§ **TASK DETAILS**:
Make an exact copy of all the material below, apart from the pictures.

§ **PROVIDED DATA**:
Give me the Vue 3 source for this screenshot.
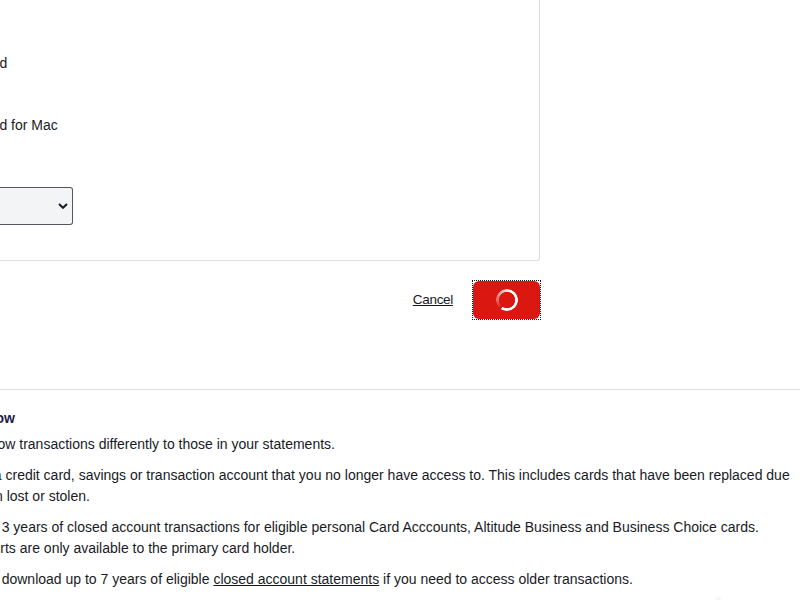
<script setup>
const notes = [
  { lines: [{ text: 'ow transactions differently to those in your statements.', shift: -2.5 }] },
  {
    lines: [
      { text: 'a credit card, savings or transaction account that you no longer have access to. This includes cards that have been replaced due', shift: -6.2 },
      { text: 'n lost or stolen.', shift: -5 },
    ],
  },
  {
    lines: [
      { text: '3 years of closed account transactions for eligible personal Card Acccounts, Altitude Business and Business Choice cards.', shift: 1.7 },
      { text: 'rts are only available to the primary card holder.', shift: 0.3 },
    ],
  },
  {
    lines: [
      { text: 'download up to 7 years of eligible ', link: 'closed account statements', after: ' if you need to access older transactions.', shift: 1.7 },
    ],
  },
]
</script>

<template>
  <div class="page">
    <section class="panel">
      <div class="option">d</div>
      <div class="option">d for Mac</div>
      <div class="select">
        <svg class="chevron" viewBox="0 0 10 6" width="10" height="6">
          <path d="M1 1 L5 4.8 L9 1" fill="none" stroke="#181b25" stroke-width="2" />
        </svg>
      </div>
    </section>
    <div class="actions">
      <a class="cancel">Cancel</a>
      <div class="focus">
        <button class="submit" aria-label="Loading"><span class="spinner"></span></button>
      </div>
    </div>
    <section class="notes">
      <h2>ow</h2>
      <p v-for="(note, i) in notes" :key="i">
        <span v-for="(line, j) in note.lines" :key="j" class="line" :style="{ marginLeft: line.shift + 'px' }">{{ line.text }}<a v-if="line.link">{{ line.link }}</a>{{ line.after }}</span>
      </p>
    </section>
    <div class="shade"></div>
  </div>
</template>

<style>
body { background: #fff; overflow: hidden; }
</style>

<style scoped>
.page {
  position: relative;
  width: 800px;
  height: 600px;
  overflow: hidden;
  box-sizing: border-box;
  font: 14px/21px "Liberation Sans", Arial, sans-serif;
  color: #181b25;
}
.panel {
  box-sizing: border-box;
  width: 540px;
  height: 261px;
  padding-top: 53px;
  border-right: 1px solid #dedede;
  border-bottom: 1px solid #dedede;
  border-bottom-right-radius: 3px;
}
.option { height: 21px; margin-bottom: 41px; margin-left: -0.6px; white-space: nowrap; }
.select {
  display: flex;
  align-items: center;
  justify-content: flex-end;
  box-sizing: border-box;
  width: 73px;
  height: 38px;
  margin-top: 10px;
  padding-right: 4px;
  background: #f3f4f6;
  border: 1px solid #575361;
  border-left: 0;
  border-radius: 0 3px 3px 0;
}
.option + .option { margin-bottom: 0; }
.option + .select { margin-top: 51px; }
.actions {
  display: flex;
  justify-content: flex-end;
  align-items: center;
  gap: 19px;
  width: 541px;
  height: 40px;
  margin-top: 19px;
}
.cancel { font-size: 13.5px; letter-spacing: -0.3px; margin-bottom: 2px; }
.cancel, .notes a { text-decoration: underline; }
.focus { border: 1px dotted #181b25; }
.submit {
  display: flex;
  align-items: center;
  justify-content: center;
  width: 67px;
  height: 38px;
  padding: 0;
  border: 0;
  border-radius: 6px;
  background: #da1710;
}
.spinner {
  width: 22px;
  height: 22px;
  border-radius: 50%;
  background: conic-gradient(from 216deg, rgba(255,255,255,0) 0deg, rgba(255,255,255,.25) 35deg, #fff 170deg, #fff 355deg, rgba(255,255,255,0) 360deg);
  mask: radial-gradient(circle closest-side, transparent 7.8px, #000 8.5px);
}
.notes {
  margin-top: 69px;
  padding-top: 18px;
  border-top: 1px solid #dedede;
}
h2 { margin: 0 0 5px -4.6px; font-size: 14px; line-height: 21px; color: #1f1c4f; }
p { margin: 0 0 10px; }
.line { display: block; white-space: pre; }
.shade {
  position: absolute;
  left: 714px;
  top: 595px;
  width: 9px;
  height: 10px;
  background: radial-gradient(closest-side, #f2f2f2, #fff);
}
</style>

§ **FINISHED EXERCISE**:
Give me the Vue 3 source for this screenshot.
<script setup>
const notes = [
  { lines: [{ text: 'ow transactions differently to those in your statements.', shift: -2.5 }] },
  {
    lines: [
      { text: 'a credit card, savings or transaction account that you no longer have access to. This includes cards that have been replaced due', shift: -6.2 },
      { text: 'n lost or stolen.', shift: -5 },
    ],
  },
  {
    lines: [
      { text: '3 years of closed account transactions for eligible personal Card Acccounts, Altitude Business and Business Choice cards.', shift: 1.7 },
      { text: 'rts are only available to the primary card holder.', shift: 0.3 },
    ],
  },
  {
    lines: [
      { text: 'download up to 7 years of eligible ', link: 'closed account statements', after: ' if you need to access older transactions.', shift: 1.7 },
    ],
  },
]
</script>

<template>
  <div class="page">
    <section class="panel">
      <div class="option">d</div>
      <div class="option">d for Mac</div>
      <div class="select">
        <svg class="chevron" viewBox="0 0 10 6" width="10" height="6">
          <path d="M1 1 L5 4.8 L9 1" fill="none" stroke="#181b25" stroke-width="2" />
        </svg>
      </div>
    </section>
    <div class="actions">
      <a class="cancel">Cancel</a>
      <div class="focus">
        <button class="submit" aria-label="Loading"><span class="spinner"></span></button>
      </div>
    </div>
    <section class="notes">
      <h2>ow</h2>
      <p v-for="(note, i) in notes" :key="i">
        <span v-for="(line, j) in note.lines" :key="j" class="line" :style="{ marginLeft: line.shift + 'px' }">{{ line.text }}<a v-if="line.link">{{ line.link }}</a>{{ line.after }}</span>
      </p>
    </section>
    <div class="shade"></div>
  </div>
</template>

<style>
body { background: #fff; overflow: hidden; }
</style>

<style scoped>
.page {
  position: relative;
  width: 800px;
  height: 600px;
  overflow: hidden;
  box-sizing: border-box;
  font: 14px/21px "Liberation Sans", Arial, sans-serif;
  color: #181b25;
}
.panel {
  box-sizing: border-box;
  width: 540px;
  height: 261px;
  padding-top: 53px;
  border-right: 1px solid #dedede;
  border-bottom: 1px solid #dedede;
  border-bottom-right-radius: 3px;
}
.option { height: 21px; margin-bottom: 41px; margin-left: -0.6px; white-space: nowrap; }
.select {
  display: flex;
  align-items: center;
  justify-content: flex-end;
  box-sizing: border-box;
  width: 73px;
  height: 38px;
  margin-top: 10px;
  padding-right: 4px;
  background: #f3f4f6;
  border: 1px solid #575361;
  border-left: 0;
  border-radius: 0 3px 3px 0;
}
.option + .option { margin-bottom: 0; }
.option + .select { margin-top: 51px; }
.actions {
  display: flex;
  justify-content: flex-end;
  align-items: center;
  gap: 19px;
  width: 541px;
  height: 40px;
  margin-top: 19px;
}
.cancel { font-size: 13.5px; letter-spacing: -0.3px; margin-bottom: 2px; }
.cancel, .notes a { text-decoration: underline; }
.focus { border: 1px dotted #181b25; }
.submit {
  display: flex;
  align-items: center;
  justify-content: center;
  width: 67px;
  height: 38px;
  padding: 0;
  border: 0;
  border-radius: 6px;
  background: #da1710;
}
.spinner {
  width: 22px;
  height: 22px;
  border-radius: 50%;
  background: conic-gradient(from 216deg, rgba(255,255,255,0) 0deg, rgba(255,255,255,.25) 35deg, #fff 170deg, #fff 355deg, rgba(255,255,255,0) 360deg);
  mask: radial-gradient(circle closest-side, transparent 7.8px, #000 8.5px);
}
.notes {
  margin-top: 69px;
  padding-top: 18px;
  border-top: 1px solid #dedede;
}
h2 { margin: 0 0 5px -4.6px; font-size: 14px; line-height: 21px; color: #1f1c4f; }
p { margin: 0 0 10px; }
.line { display: block; white-space: pre; }
.shade {
  position: absolute;
  left: 714px;
  top: 595px;
  width: 9px;
  height: 10px;
  background: radial-gradient(closest-side, #f2f2f2, #fff);
}
</style>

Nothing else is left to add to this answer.